Every change has its pros and cons, he says, expressing the view that the way young people spend their time – perhaps less on being social and more on being online – will have both a negative and positive influence. He tries to be realistic, recalling how, “in the ‘50s and ‘60s rock and roll music was said to be leading to the moral degradation of mankind, while in the ‘80s, if you played Dungeons and Dragons you were going to be devil worshippers. In the end, things didn't quite work out that way!”

There has been a lot of recent press suggesting that young people are less happy, more lonely and isolated and social media is made to appear like a universal bad. “This is true, but, alternatively, people of 18 or 15 or even 13 are probably becoming more and more desensitised to marketing, for example and maybe that will lead to something better. We don't know yet. Social media may have unintended consequences but it may also motivate a lot of people to try and do something remarkable.”

Finally, I ask Prochazka if he thinks his liberated and, some might say, laid-back attitude to workplace freedom, has developed as a reaction to the strictures of the navy and his first career?

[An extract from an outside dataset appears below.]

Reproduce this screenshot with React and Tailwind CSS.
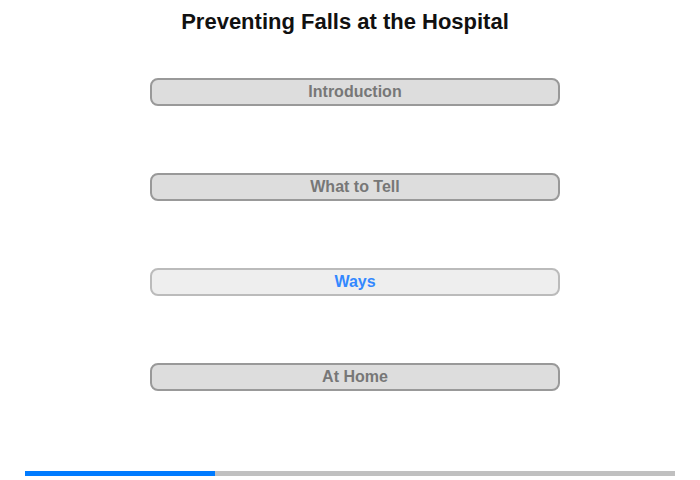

“I don’t think so,” he replies. “When you're in the navy, you spend a lot of time disliking things but as you grow older and more mature, you appreciate some of them. It’s a bit like what happens with our parents. So, no, I am not reacting against something I didn’t like when I was 20. But when I look at the tech sector and what is inspiring the people to create the products that are making us billions and billions of dollars, I know that it's not taught at Oxford or Cambridge or the LSE. So I want to empower the young generation to be creative. I want them to make mistakes and get angry with the fact that previous generations, including mine, couldn't solve so many of the world’s problems. I would say I have a very optimistic but forceful style and it comes from a variety of perspectives. I'm very anti-'one size fits all'. That's me!”